There is a fellow in buckskin and spurs in True Grit. That'd be Texas Ranger LaBeouf, a pretentious man with a big mustache and a high opinion of himself. That opinion is not shared by Mattie Ross (Hailee Steinfeld), who compares the fashionable lawman to a rodeo clown. Mattie is a 14 year old girl from Arkansas, who has hired Rooster Cogburn to hunt down Tom Chaney (Josh Brolin), the miserable, no 'count man who murdered her father. LaBeouf (who pronounces his name "La Beef," in the Texas way) is also tracking Chaney, and has in mind to collect a large bounty for him back in Texas. Mattie seeks justice and vengeance for her father, and she's heard that Cogburn is not particular about whether he brings outlaws back dead or alive, which suits her just fine. She wants Chaney dead, whether it's by the bullet or the noose, so long as it's in Arkansas.

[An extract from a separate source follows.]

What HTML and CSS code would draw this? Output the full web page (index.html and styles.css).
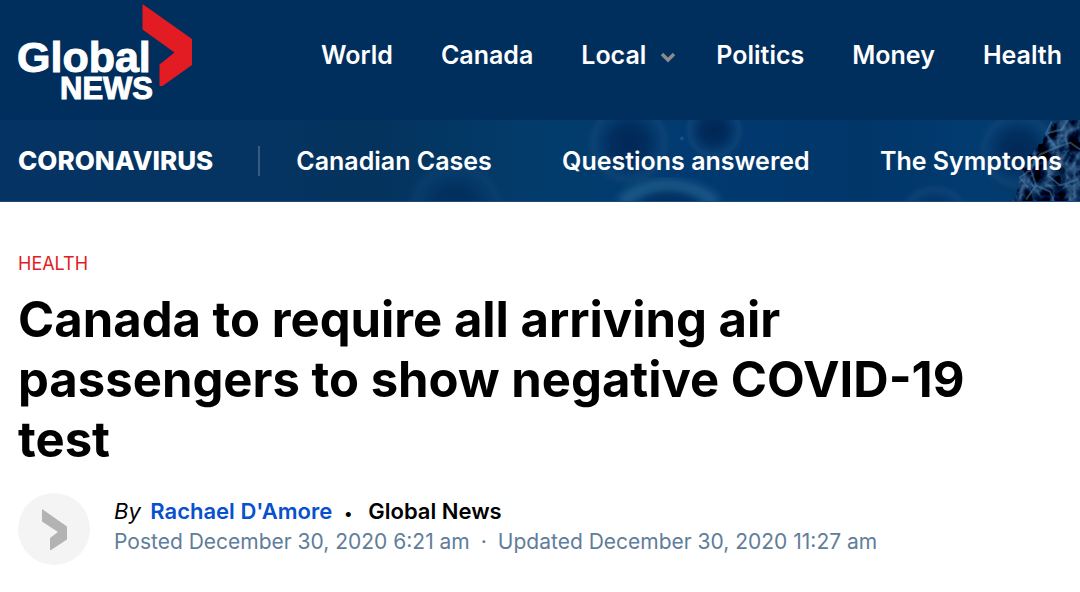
FILE: index.html
```html
<!DOCTYPE html>
<html lang="en">
<head>
<meta charset="utf-8">
<meta name="viewport" content="width=device-width, initial-scale=1">
<title>Canada to require all arriving air passengers to show negative COVID-19 test</title>
<link rel="stylesheet" href="styles.css">
</head>
<body>
<header class="masthead">
  <a class="logo" href="#" aria-label="Global News home">
    <svg width="180" height="116" viewBox="16 0 180 116">
      <path fill="#e31b23" d="M142.500 4L192 39V65L162.500 86H159.500V64.500L174.500 52.500L142.500 29.500Z"/>
      <text class="logo-name" x="17" y="72">Global</text>
      <text class="logo-news" x="153" y="99" text-anchor="end">NEWS</text>
    </svg>
  </a>
  <nav class="main-nav" aria-label="Sections">
    <a href="#">World</a>
    <a href="#">Canada</a>
    <button class="nav-drop" type="button">Local
      <svg width="16" height="12" viewBox="0 0 16 12"><path d="M2 3L8 9L14 3" fill="none" stroke="#8b8b8b" stroke-width="3.500"/></svg>
    </button>
    <a href="#">Politics</a>
    <a href="#">Money</a>
    <a href="#">Health</a>
  </nav>
</header>
<section class="topic">
  <svg class="topic-art" viewBox="0 0 1080 82" preserveAspectRatio="xMaxYMid slice" aria-hidden="true">
    <defs>
      <linearGradient id="base">
        <stop offset="0" stop-color="#053464"/><stop offset=".25" stop-color="#053462"/>
        <stop offset=".34" stop-color="#04335d"/><stop offset=".51" stop-color="#023c6c"/>
        <stop offset=".64" stop-color="#013a70"/><stop offset=".8" stop-color="#013669"/>
        <stop offset=".9" stop-color="#013b70"/><stop offset="1" stop-color="#053966"/>
      </linearGradient>
      <radialGradient id="cell">
        <stop offset="0" stop-color="#01224f"/><stop offset=".4" stop-color="#012a5a"/>
        <stop offset=".7" stop-color="#073d70"/><stop offset=".84" stop-color="#154879" stop-opacity=".6"/>
        <stop offset="1" stop-color="#073d70" stop-opacity="0"/>
      </radialGradient>
      <filter id="soft" x="-20%" y="-50%" width="140%" height="200%"><feGaussianBlur stdDeviation="4"/></filter>
      <filter id="rough" x="-10%" y="-10%" width="120%" height="120%" color-interpolation-filters="sRGB">
        <feTurbulence type="turbulence" baseFrequency=".06 .045" numOctaves="3" seed="8" result="n"/>
        <feColorMatrix in="n" type="matrix" values="-.8 0 0 0 .26  -1 0 0 0 .44  -1.100 0 0 0 .62  0 0 0 0 1" result="c"/>
        <feDisplacementMap in="SourceGraphic" in2="n" scale="12" result="s"/>
        <feComposite in="c" in2="s" operator="in"/>
      </filter>
    </defs>
    <rect width="1080" height="82" fill="url(#base)"/>
    <circle cx="456" cy="90" r="52" fill="url(#cell)" opacity=".5"/>
    <circle cx="629" cy="24" r="44" fill="url(#cell)" opacity=".8"/>
    <circle cx="714" cy="11" r="31" fill="url(#cell)" opacity=".85"/>
    <path d="M622 84C642 60 691 61 716 84" fill="none" stroke="#286591" stroke-width="13" opacity=".7" filter="url(#soft)"/>
    <ellipse cx="670" cy="88" rx="30" ry="15" fill="#032c58" opacity=".7" filter="url(#soft)"/>
    <circle cx="682" cy="19" r="2" fill="#09558d"/>
    <circle cx="1018" cy="31" r="42" fill="url(#cell)" opacity=".75"/>
    <circle cx="935" cy="102" r="40" fill="url(#cell)" opacity=".8"/>
    <path d="M1054 -4L1041 17L1034 32L1020 47L1014 67L1000 88H1090V-4Z" fill="#fff" filter="url(#rough)"/>
    <g fill="none" stroke="#4d82ad" stroke-width="2" opacity=".5">
      <path d="M1052 2L1046 14L1056 28L1040 35L1031 50L1036 66L1026 80M1056 28L1070 23L1080 30M1031 50L1020 58L1028 68M1046 14L1062 10L1068 0M1036 66L1050 72L1054 82M1054 40L1048 56L1060 66L1078 60"/>
    </g>
  </svg>
  <a class="topic-title" href="#">CORONAVIRUS</a>
  <nav class="topic-nav" aria-label="Coronavirus">
    <a href="#">Canadian Cases</a>
    <a href="#">Questions answered</a>
    <a href="#">The Symptoms</a>
  </nav>
</section>
<main class="story">
  <a class="category" href="#">HEALTH</a>
  <h1 class="headline">Canada to require all arriving air passengers to show negative COVID-19 test</h1>
  <div class="byline">
    <svg class="avatar" width="72" height="72" viewBox="0 0 72 72" aria-hidden="true">
      <circle cx="36" cy="36" r="36" fill="#f4f4f4"/>
      <path fill="#b3b3b3" d="M24 16L49 33.500V46.500L33 57H32V45L40 39L24 28.500Z"/>
    </svg>
    <div class="credits">
      <p class="author"><em>By</em> <a href="#">Rachael D'Amore</a><span class="dot">•</span><span>Global News</span></p>
      <p class="dates"><span>Posted December 30, 2020 6:21 am</span><span>·</span><span>Updated December 30, 2020 11:27 am</span></p>
    </div>
  </div>
</main>
</body>
</html>
```
FILE: styles.css
```css
* { box-sizing: border-box; }
body { margin: 0; background: #fff; color: #000; font-family: Inter, "Liberation Sans", sans-serif; }
a { color: inherit; text-decoration: none; }
p, h1 { margin: 0; }

.masthead { display: flex; justify-content: space-between; align-items: flex-start; height: 120px; padding: 0 18px 0 16px; background: #002e5d; color: #fff; }
.logo svg { display: block; }
.logo text { fill: #fff; stroke: #fff; stroke-width: 1px; font-family: "Liberation Sans", Arial, sans-serif; font-weight: 700; }
.logo-name { font-size: 43px; }
.logo-news { font-size: 31px; }
.main-nav { display: flex; gap: 48px; padding-top: 39px; font-size: 25px; font-weight: 600; line-height: 32px; white-space: nowrap; }
.nav-drop { display: flex; align-items: center; gap: 14px; margin: 0 -8px 0 0; padding: 0; border: 0; background: none; color: inherit; font: inherit; }
.nav-drop svg { margin-top: 4px; }

.topic { position: relative; display: flex; align-items: center; height: 82px; padding: 0 18px; overflow: hidden; border-bottom: 1px solid #1d4c7c; background: #053464; color: #fff; }
.topic-art { position: absolute; inset: 0; width: 100%; height: 100%; }
.topic-title, .topic-nav { position: relative; white-space: nowrap; line-height: 30px; }
.topic-title { padding-right: 45px; border-right: 2px solid #345b84; font-size: 26px; font-weight: 800; }
.topic-nav { display: flex; flex: 1; justify-content: space-between; padding-left: 36px; font-size: 25px; font-weight: 600; }

.story { padding: 52px 18px 24px; }
.category { display: block; color: #e31b23; font-size: 18px; line-height: 20px; }
.headline { max-width: 980px; margin-top: 16px; font-size: 49px; font-weight: 700; line-height: 60px; }
.byline { display: flex; gap: 24px; margin-top: 23px; }
.avatar { flex: none; }
.credits { padding-top: 2px; }
.author { font-size: 22px; font-weight: 600; line-height: 32px; }
.author em { margin-right: 4px; font-weight: 400; }
.author a { color: #0750ce; }
.dot { margin: 0 16px 0 12px; font-size: 16px; line-height: 16px; }
.dates { display: flex; gap: 11px; color: #607d9a; font-size: 21px; line-height: 30px; }
```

Revenge is sweet, but Mattie is not. She's smart as a pistol, and all business, whether she's negotiating the sale of some ponies to a crooked horsetrader, or settling on Cogburn's fee. She's tough through and through, and she won't be trifled with, which makes she and Cogburn kindred spirits of sorts. Steinfeld is terrific in her feature film debut (I predict an Oscar nomination), playing Mattie as a humorless but nonethless hilarious, steely little fast talker who makes up for her small size with a very sharp tongue. Bridges and Damon are also quite good -- Damon's LaBeouf suffers numerous indignities, and turns out to be more complicated than he at first seems.

The script by the Coen Brothers is terrific -- wordy, witty, funny, profound, taking numerous digressive detours and meandering along on an unexpected trail to revenge and redemption. This is a Western uncharacteristically built on words -- these are characters who tallk and tell tales, who weigh and consider and negotiate, whether it's about the price of a horse, or the worth of a human life.

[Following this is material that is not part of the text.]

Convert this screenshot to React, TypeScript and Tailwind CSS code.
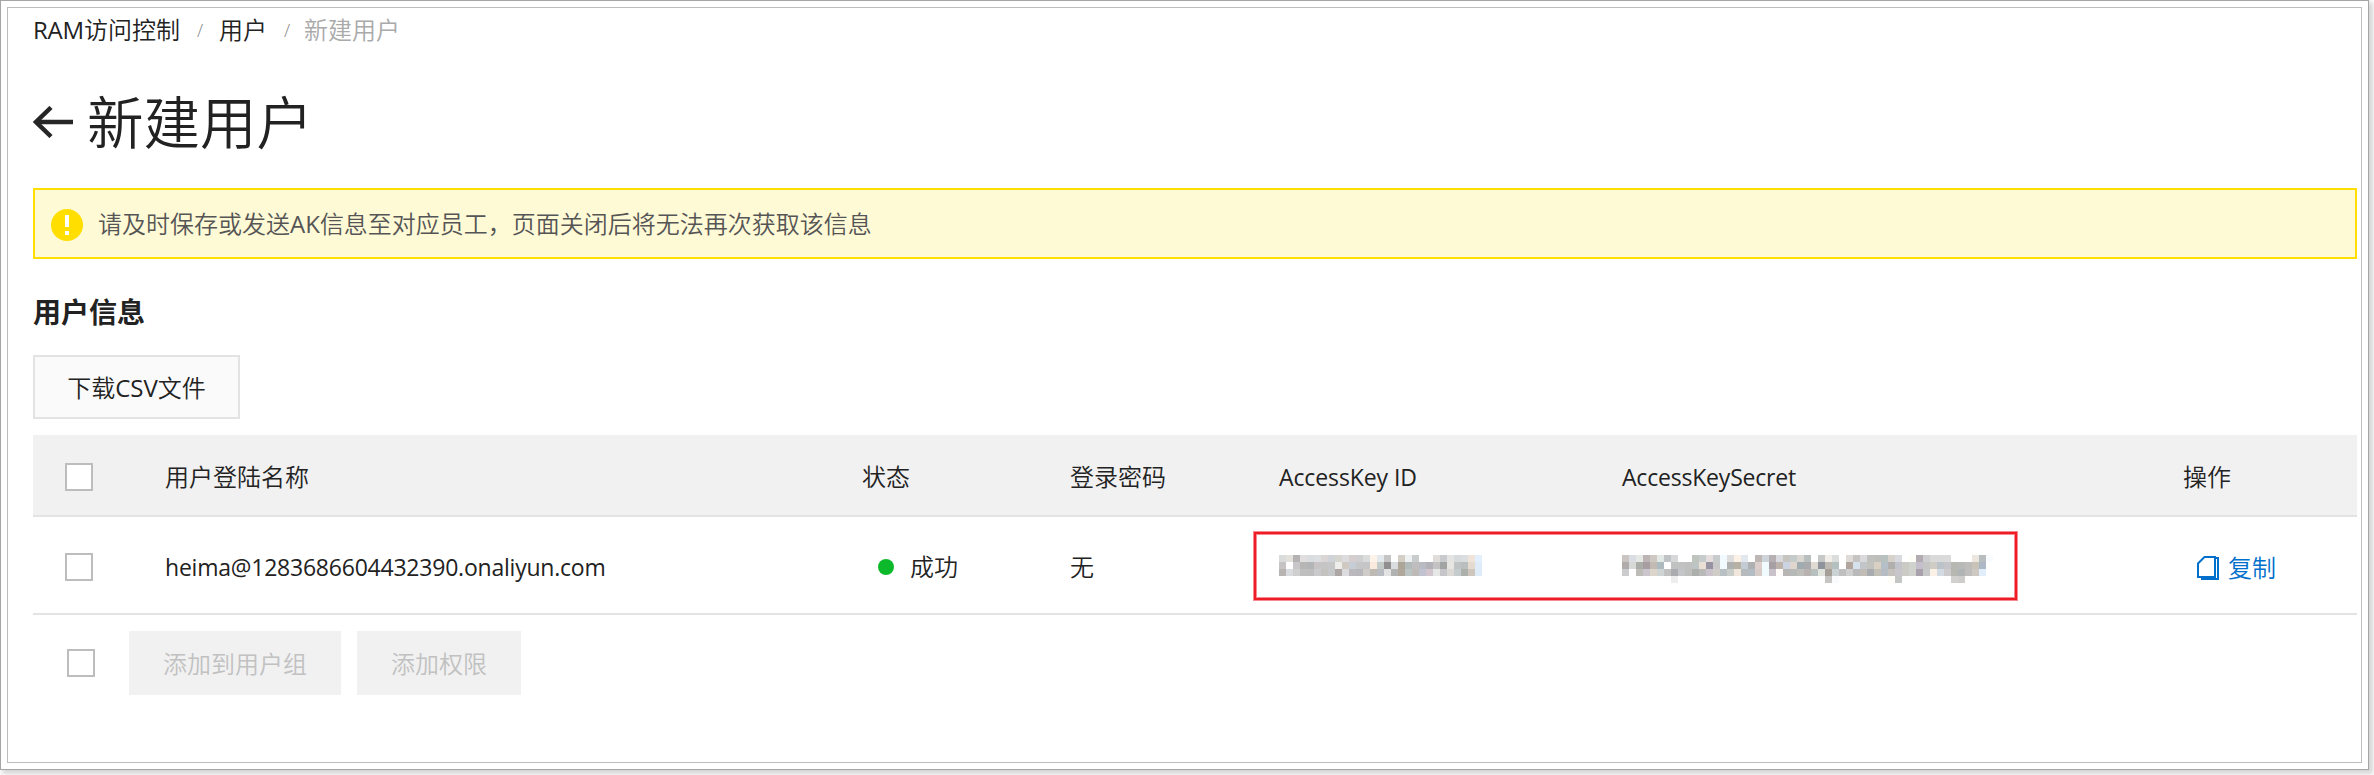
// Each row lists cell colours; a cell is 7px square, "-" is an empty one and "*n" repeats it.
const ID_ROWS = [
  'd9dcda e2e1dc b4b2b3 e1dee0 d9dde0 dcdfe1 d9d6d5 cfd2d6 d6d5cf dcdcde d4cfce cfcfd2 dadbdb fdf3e9 e3e9ec c5c5c6 - d3cec6 edf1f2 c8cccd - - e0ddda c8cacd e4e4e2 d8dbdd dadee0 efe3da e2effc',
  'c5c3c4 - c9c6c9 b8b6b5 b2b4b5 c8c3c5 c5c5c5 c5c6c5 eeede9 cfc9c2 c6cdd4 c6c6c9 c5c5c8 f9eadd c3cac8 908e8f dadde0 aea599 b3baba bfbdbd babac2 b2b2b8 c4c2c2 a0a5a4 e6e5e1 bfc3c3 b8bfbe e5dacf deebf8',
  'b8b4b1 dadbdf d0cfd0 bfbfbf bebebe cacacc c4c2bf c6c7c9 aca7a4 dcdcde bbb9be b8b7bb cfcbc8 bfb9b4 b9bcc1 e3e3e3 b1b3b2 b0a89d bcc4c4 bebab8 c0c3cf d2c5cd e5e8e6 c5c5ca dbd8d5 c5cccd adb0ab cec6bd deebf8',
]
const SECRET_ROWS = [
  'cac5c2 dadee2 e6e8e5 bdb5b5 cdc8c2 e3e9e7 c0c3c6 d8d8db - - c0c4bf c6cbcb e6dddf c7cbcb f1fbff dedede fbf1e7 e3e8ef - bfb7b5 ced2d9 b7b0b3 d9dadf c6c5c0 c5cbcb dad6d1 b9bfbf - c6c8c8 f1eeea dadddb - dfdbd8 c6c4c2 dadadd c0c0be bebfbb b9c0c0 d6d1cb d9d9e0 - fffdf8 b3abb2 cecdd0 dadada dadada dadada - - - ebe7df b8bebf f8fcff',
  'b0acab d8d9d7 abada9 a89da3 c3bbb3 adbac0 - c0c1c1 c2c2c2 c0c0c0 bcc5c3 ebdfd5 9893a2 c9c9c9 f1fbff afb0b0 b7b0a5 c3cbd5 afb0b2 dccfcb f1fbff a89fa5 bdb3aa ccd3e2 e0d5cc a0abb0 aaaaac dfdad2 8e939c bfb9b3 b4c0bf - b2a59d d6e1ed c2c6c8 c2c2be d8d0c3 b5bfc8 b1afad c3c4cb cccac5 cfd2cd c5becd c5c5c5 cfcbc5 bcc3c8 c5c5c9 b8b8b3 b8bab8 bfbdbb c9c2b7 acb8c5 -',
  'cccbce - bdbcb6 cbc5cd dcd5cb ced3d3 c1c1c1 acacb0 c4c5c8 bfc0be adafac b9bab7 cac3cc d0cdc9 b9c0c4 c9ceca f1e6dc b7babc b3bcc3 d7cbc8 f1fbff cac2ca fffcf9 b7b6b5 b7b9b9 bebeba b8b3b0 b8bfbf e0e2dc a69f98 cad2d3 bfbfc0 cfcfcf b7b9bb c1bdb6 a8abb0 c2c0b6 b6bcc3 c5c1bd c8c5cb cccac5 cfd2cd a8a0ab c5c7c9 fbf1e7 d3dae2 cdcacc b7b7b2 b1b4b4 bfbdbb cdc9c2 e1edfb -',
  '-*7 eeeeee -*21 c7c4c3 f8fcff -*7 fffdf8 c4c6c6 -*7 d3d1cf cfcdcc',
]

function cells(row: string): string[] {
  return row.split(' ').flatMap((c) => (c.startsWith('-*') ? Array(Number(c.slice(2))).fill('-') : [c]))
}

function Mosaic({ rows }: { rows: string[] }) {
  return (
    <div className="flex h-7 flex-col">
      {rows.map((row, y) => (
        <div key={y} className="flex">
          {cells(row).map((c, x) => (
            <i key={x} className="block size-[7px] shrink-0" style={{ background: c === '-' ? 'transparent' : '#' + c }} />
          ))}
        </div>
      ))}
    </div>
  )
}

function Checkbox() {
  return <span role="checkbox" aria-checked="false" className="block size-7 shrink-0 border-2 border-[#bdbdbd] bg-white" />
}

const COLS = 'grid grid-cols-[132px_697px_208px_209px_343px_561px_174px]'

export default function App() {
  return (
    <div className="h-[775px] w-[2374px] overflow-hidden bg-white font-['Open_Sans','Noto_Sans_CJK_SC',sans-serif] text-2xl leading-9 font-[350] text-[#222]">
      <div className="h-[770px] w-[2369px] border border-[#a5a5a5] bg-white p-1.5 shadow-[3px_3px_5px_1px_#d4d4d4]">
        <main className="flex h-[756px] flex-col border border-[#bdbdbd] pl-[25px] pr-1 whitespace-nowrap">
          <nav className="mt-1 flex h-9 items-center">
            <span className="w-[164px]"><span className="font-normal tracking-[-0.2px]">RAM</span>访问控制</span>
            <span className="w-[22px] text-lg text-[#888]">/</span>
            <span className="w-[65px]">用户</span>
            <span className="w-5 text-lg text-[#888]">/</span>
            <span className="text-[#aaa]">新建用户</span>
          </nav>

          <header className="mt-10 flex h-[68px] items-center">
            <svg className="mr-[14px] h-8 w-10" viewBox="0 0 40 32" fill="none" stroke="#262626">
              <path d="M3 16H40" strokeWidth="4.5" />
              <path d="M18 1.5L3 16l15 14.5" strokeWidth="4.5" />
            </svg>
            <h1 className="pt-0.5 text-[56.5px] font-[350] leading-none">新建用户</h1>
          </header>

          <div className="mt-8 flex h-[71px] shrink-0 items-center gap-[15px] border-2 border-[#ffde00] bg-[#fffad6] pl-4 text-[#555]">
            <svg className="mt-0.5 size-8" viewBox="0 0 32 32">
              <circle cx="16" cy="16" r="16" fill="#ffde00" />
              <path d="M14 6h4v12h-4zM14 22h4v4h-4z" fill="#fff" />
            </svg>
            <span>请及时保存或发送<span className="font-normal">AK</span>信息至对应员工，页面关闭后将无法再次获取该信息</span>
          </div>

          <h2 className="mt-[33px] h-10 text-[28px] font-bold leading-10">用户信息</h2>
          <button className="mt-[23px] h-16 w-[207px] shrink-0 border-2 border-[#e3e3e3] bg-[#fafafa] pt-0.5">下载<span className="font-normal">CSV</span>文件</button>

          <section className="mt-4">
            <div className={COLS + ' h-[82px] items-center border-b-2 border-[#e3e3e3] bg-[#f1f1f1] pt-1'}>
              <div className="pl-8"><Checkbox /></div>
              <div>用户登陆名称</div>
              <div>状态</div>
              <div>登录密码</div>
              <div className="text-[23px] font-normal tracking-[-0.1px]">AccessKey ID</div>
              <div className="text-[23px] font-normal tracking-[-0.2px]">AccessKeySecret</div>
              <div>操作</div>
            </div>
            <div className={COLS + ' relative h-[98px] items-center border-b-2 border-[#e3e3e3] pt-1'}>
              <div className="pl-8"><Checkbox /></div>
              <div className="text-[23px] font-normal tracking-[-0.22px]">heima@1283686604432390.onaliyun.com</div>
              <div className="flex items-center gap-4 pl-4">
                <i className="size-4 rounded-full bg-[#0cb92a]" />
                <span>成功</span>
              </div>
              <div>无</div>
              <div className="pt-1"><Mosaic rows={ID_ROWS} /></div>
              <div className="pt-1"><Mosaic rows={SECRET_ROWS} /></div>
              <a className="flex items-center gap-[9px] pt-0.5 pl-[14px] text-[#0070cc]">
                <svg className="h-6 w-[22px]" viewBox="0 0 22 24" fill="none" stroke="#0070cc" strokeWidth="2">
                  <path d="M7.5 1H18v20H1V7.5z" />
                  <path d="M4 23H21V2H18" />
                </svg>
                <span>复制</span>
              </a>
              <div className="absolute left-[1221px] top-[15px] h-[68px] w-[763px] border-2 border-[#ee1c25] shadow-[0_0_0_1px_#f78a90,inset_0_0_0_1px_#f78a90]" />
            </div>
            <div className="flex pt-4 pl-[34px]">
              <div className="mr-[34px] pt-[18px]"><Checkbox /></div>
              <button className="mr-4 h-16 w-[212px] bg-[#f1f1f1] pt-0.5 text-[#c1c1c1]">添加到用户组</button>
              <button className="h-16 w-[164px] bg-[#f1f1f1] pt-0.5 text-[#c1c1c1]">添加权限</button>
            </div>
          </section>
        </main>
      </div>
    </div>
  )
}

The Coens' previous Westerns (No Country for Old Men and, arguably, Raising Arizona), were set in modern times, but in True Grit, they work within the Western genre in a more traditional, though still revisionist way. In some ways, True Grit is a step backwards from No Country for Old Men, which, for my money, capped off the genre. True Grit shows that the Western well hasn't totally run dry -- there is still more to say on the subject of outlaws and lawmen, complicated good and unrepentant evil. The movie isn't particularly stylized or quirky, which is to say that it is not a typical Coen brothers movie, although I'm not sure there is a typical Coen brothers movie anymore. They have matured into very complete and complex filmmakers -- good storytellers, masters of the visual, with a sense of history and purpose, and also a sense of humor. There are no cheap laughs in True Grit, and the Coens don't make fun of the characters. There are odd flourishes here and there, and strange characters who turn up from time to time. But what makes True Grit unique and so interesting is that it's a serious and thoughtful film about serious people who mean to lay some Biblical, eye-for-en-eye wrath on a ne'er-do-well -- the movie can be violent and bloody -- but it's also extremely funny and entertaining. That's not an easy combination to pull off, but in True Grit, it is pulled off to perfection.